WHAT TO PRODUCE
Everything from the first line of the data below through the line that contains "['Service', 'Process', 'Results', 'Reviews', 'Pricing', 'FAQ'];" should be written out exactly, please, and nothing more; the pictures stay out.

RECORDED INFORMATION

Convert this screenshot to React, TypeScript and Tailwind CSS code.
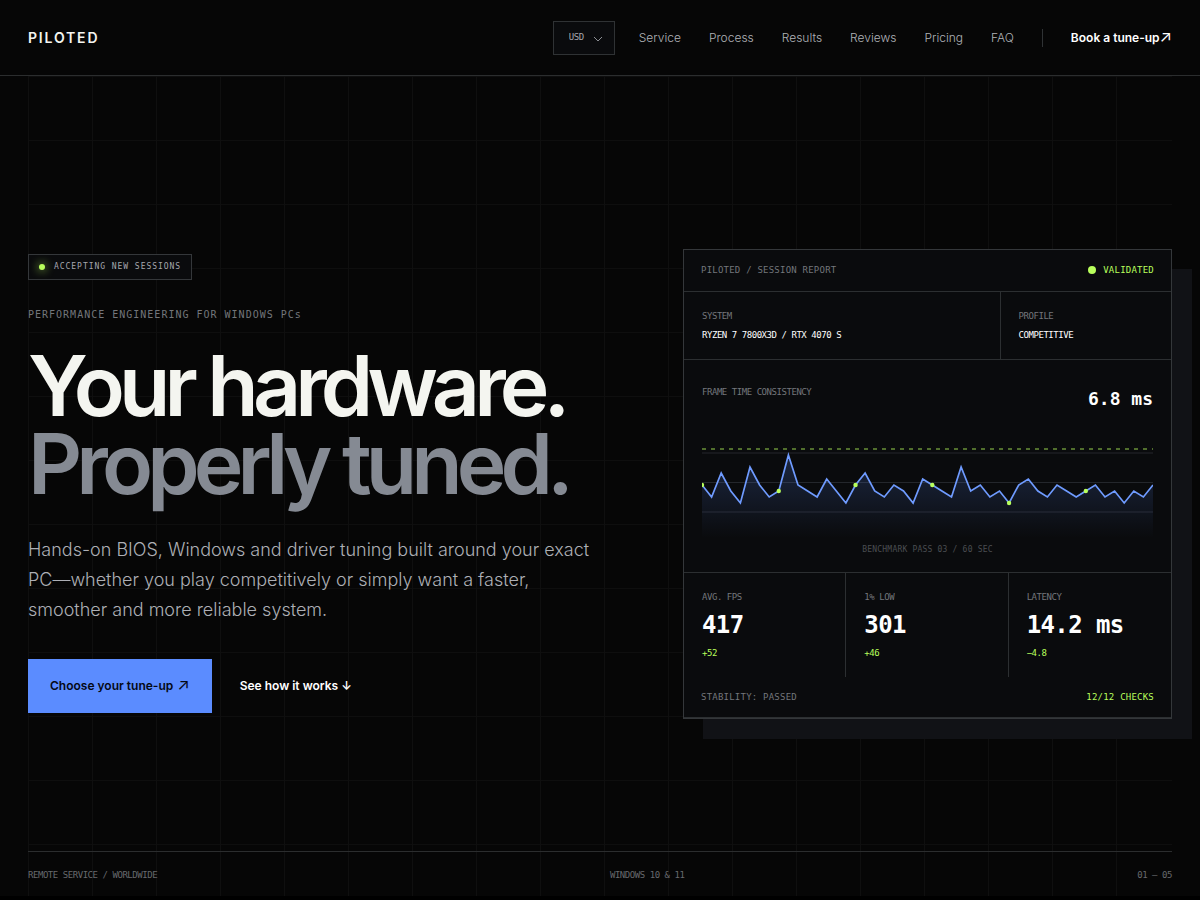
const NAV = ['Service', 'Process', 'Results', 'Reviews', 'Pricing', 'FAQ'];

const METRICS = [
  { label: 'AVG. FPS', value: '417', delta: '+52' },
  { label: '1% LOW', value: '301', delta: '+46' },
  { label: 'LATENCY', value: '14.2 ms', delta: '−4.8' },
];

// Frame time samples, one per column of the chart, as y positions
const FRAMES = [
  65, 77, 53, 71, 83, 47, 65, 77, 71, 35, 65, 71, 77, 59, 71, 83,
  65, 53, 71, 77, 65, 71, 83, 59, 65, 71, 77, 47, 71, 65, 77, 71,
  83, 65, 59, 71, 77, 65, 71, 77, 71, 65, 77, 71, 83, 71, 77, 65,
];

const CHART_W = 451;
const CHART_H = 120;
const STEP = CHART_W / (FRAMES.length - 1);

function FrameChart() {
  const line = FRAMES.map((y, i) => `${i ? 'L' : 'M'}${(i * STEP).toFixed(1)} ${y}`).join(' ');

  return (
    <svg
      viewBox={`0 0 ${CHART_W} ${CHART_H}`}
      className="block w-full"
      role="img"
      aria-label="Frame time over a 60 second benchmark"
    >
      <defs>
        <linearGradient id="frame-fill" x1="0" y1="35" x2="0" y2="118" gradientUnits="userSpaceOnUse">
          <stop offset="0" stopColor="#5b8cff" stopOpacity="0.22" />
          <stop offset="1" stopColor="#5b8cff" stopOpacity="0" />
        </linearGradient>
      </defs>
      <path d="M0 33H451M0 62.5H451M0 92H451" stroke="#24272c" />
      <path d="M0 29H451" stroke="#b8ff5c" strokeOpacity="0.55" strokeWidth="1.5" strokeDasharray="4 5" />
      <path d={`${line} V118 H0 Z`} fill="url(#frame-fill)" />
      <path d={line} fill="none" stroke="#6f9bff" strokeWidth="1.7" />
      {FRAMES.map((y, i) =>
        i % 8 === 0 ? <circle key={i} cx={i * STEP} cy={y} r="2.2" fill="#b8ff5c" /> : null
      )}
    </svg>
  );
}

function SessionReport() {
  return (
    <article className="border border-[#34373a] bg-[#0a0b0d] font-['DejaVu_Sans_Mono',monospace] text-[9px] leading-3 text-[#73767b] shadow-[20px_20px_0_#111216]">
      <header className="flex h-[42px] items-center justify-between border-b border-[#2c2f31] px-[17px] tracking-wide">
        <span>PILOTED / SESSION REPORT</span>
        <span className="flex items-center gap-[7px] text-[#b8ff5c]">
          <i className="size-2 rounded-full bg-[#b8ff5c]" />
          VALIDATED
        </span>
      </header>

      <dl className="grid h-[68px] grid-cols-[13fr_7fr] border-b border-[#2c2f31] tracking-tighter">
        <div className="flex flex-col justify-center gap-[7px] border-r border-[#2c2f31] px-[18px]">
          <dt>SYSTEM</dt>
          <dd className="text-white">RYZEN 7 7800X3D / RTX 4070 S</dd>
        </div>
        <div className="flex flex-col justify-center gap-[7px] px-[18px]">
          <dt>PROFILE</dt>
          <dd className="text-white">COMPETITIVE</dd>
        </div>
      </dl>

      <div className="border-b border-[#2c2f31] px-[18px] pt-[26px] pb-4">
        <div className="flex items-start justify-between tracking-tighter">
          <span>FRAME TIME CONSISTENCY</span>
          <strong className="text-lg leading-[26px] font-bold tracking-normal text-white">6.8 ms</strong>
        </div>
        <div className="mt-2">
          <FrameChart />
        </div>
        <p className="mt-1 text-center text-[8px] tracking-wide text-[#4b4e52]">BENCHMARK PASS 03 / 60 SEC</p>
      </div>

      <dl className="grid grid-cols-3">
        {METRICS.map((m) => (
          <div key={m.label} className="h-[104px] border-r border-[#2c2f31] px-[18px] pt-[18px] last:border-r-0">
            <dt className="tracking-tighter">{m.label}</dt>
            <dd className="mt-1 text-2xl leading-9 font-bold tracking-tight text-white">{m.value}</dd>
            <dd className="mt-1 tracking-tighter text-[#b8ff5c]">{m.delta}</dd>
          </div>
        ))}
      </dl>

      <footer className="flex h-[41px] items-center justify-between border-b border-[#2c2f31] px-[17px] tracking-wide">
        <span>STABILITY: PASSED</span>
        <span className="text-[#b8ff5c]">12/12 CHECKS</span>
      </footer>
    </article>
  );
}

function Header() {
  return (
    <header className="flex h-[76px] items-center justify-between border-b border-[#2b2d2e] px-7">
      <a href="#top" className="text-sm font-semibold tracking-[0.13em] text-[#f4f5f0]">
        PILOTED
      </a>
      <div className="flex items-center gap-6">
        <div className="relative">
          <select
            aria-label="Currency"
            defaultValue="USD"
            className="block h-[34px] w-[62px] appearance-none border border-[#2f3234] bg-[#0a0b0d] pl-[15px] font-['DejaVu_Sans_Mono',monospace] text-[9px] tracking-tighter text-[#a5a7ad]"
          >
            <option>USD</option>
            <option>EUR</option>
            <option>GBP</option>
          </select>
          <svg
            viewBox="0 0 10 6"
            className="pointer-events-none absolute top-[15px] right-3 h-1.5 w-2.5"
            fill="none"
            stroke="#8b8e93"
            aria-hidden
          >
            <path d="M1 1l4 4 4-4" />
          </svg>
        </div>
        <nav className="flex items-center gap-7 text-xs leading-4 font-light text-[#b0b2b7]">
          {NAV.map((item) => (
            <a key={item} href={`#${item.toLowerCase()}`}>
              {item}
            </a>
          ))}
          <a href="#book" className="flex items-center font-semibold text-white">
            <span className="mr-7 h-[18px] w-px bg-[#2f3234]" />
            Book a tune-up
            <span className="pb-1 text-base leading-4 font-normal">↗</span>
          </a>
        </nav>
      </div>
    </header>
  );
}

export default function App() {
  return (
    <div id="top" className="min-h-screen bg-black font-['Inter',sans-serif]">
      <div className="bg-[#060606]">
        <Header />

        <section className="px-7">
          <div className="flex min-h-[calc(100vh-80px)] flex-col bg-[linear-gradient(to_right,#0f0f0f_1px,transparent_1px),linear-gradient(to_bottom,#0e0e0e_1px,transparent_1px)] bg-[size:64px_64px]">
            <div className="grid flex-1 grid-cols-[minmax(0,1fr)_minmax(0,489px)] items-center gap-14 pt-10">
              <div>
                <p className="flex h-[26px] w-fit items-center gap-[9px] border border-[#34373a] bg-[#0a0b0d] px-2.5 font-['DejaVu_Sans_Mono',monospace] text-[8px] tracking-[0.12em] text-[#a5a7ad]">
                  <i className="size-1.5 rounded-full bg-[#b8ff5c] shadow-[0_0_10px_#b8ff5c]" />
                  ACCEPTING NEW SESSIONS
                </p>
                <p className="mt-[27px] font-['DejaVu_Sans_Mono',monospace] text-[10px] leading-4 tracking-widest text-[#73767b]">
                  PERFORMANCE ENGINEERING FOR WINDOWS PCs
                </p>
                <h1 className="mt-6 text-[84px] leading-[78px] font-semibold tracking-[-0.07em] whitespace-nowrap text-[#f4f5f0]">
                  Your hardware.
                  <span className="block text-[#858a93]">Properly tuned.</span>
                </h1>
                <p className="mt-8 max-w-[570px] text-lg leading-[30px] font-light text-[#adafb5]">
                  Hands-on BIOS, Windows and driver tuning built around your exact PC—whether you play
                  competitively or simply want a faster, smoother and more reliable system.
                </p>
                <div className="mt-[34px] flex items-center gap-7 text-xs leading-4 font-semibold">
                  <a href="#pricing" className="flex h-[54px] items-center bg-[#5b8cff] px-[22px] text-[#050914]">
                    Choose your tune-up
                    <span className="ml-1 pb-1 text-base leading-4 font-normal">↗</span>
                  </a>
                  <a href="#process" className="text-white">
                    See how it works ↓
                  </a>
                </div>
              </div>

              <SessionReport />
            </div>

            <div className="flex h-[45px] items-center justify-between border-t border-[#2b2d2e] pt-1 font-['DejaVu_Sans_Mono',monospace] text-[9px] tracking-tighter text-[#66696d]">
              <span>REMOTE SERVICE / WORLDWIDE</span>
              <span>WINDOWS 10 &amp; 11</span>
              <span>01 — 05</span>
            </div>
          </div>
        </section>
      </div>
    </div>
  );
}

SOLUTION BELOW
Convert this screenshot to React, TypeScript and Tailwind CSS code.
const NAV = ['Service', 'Process', 'Results', 'Reviews', 'Pricing', 'FAQ'];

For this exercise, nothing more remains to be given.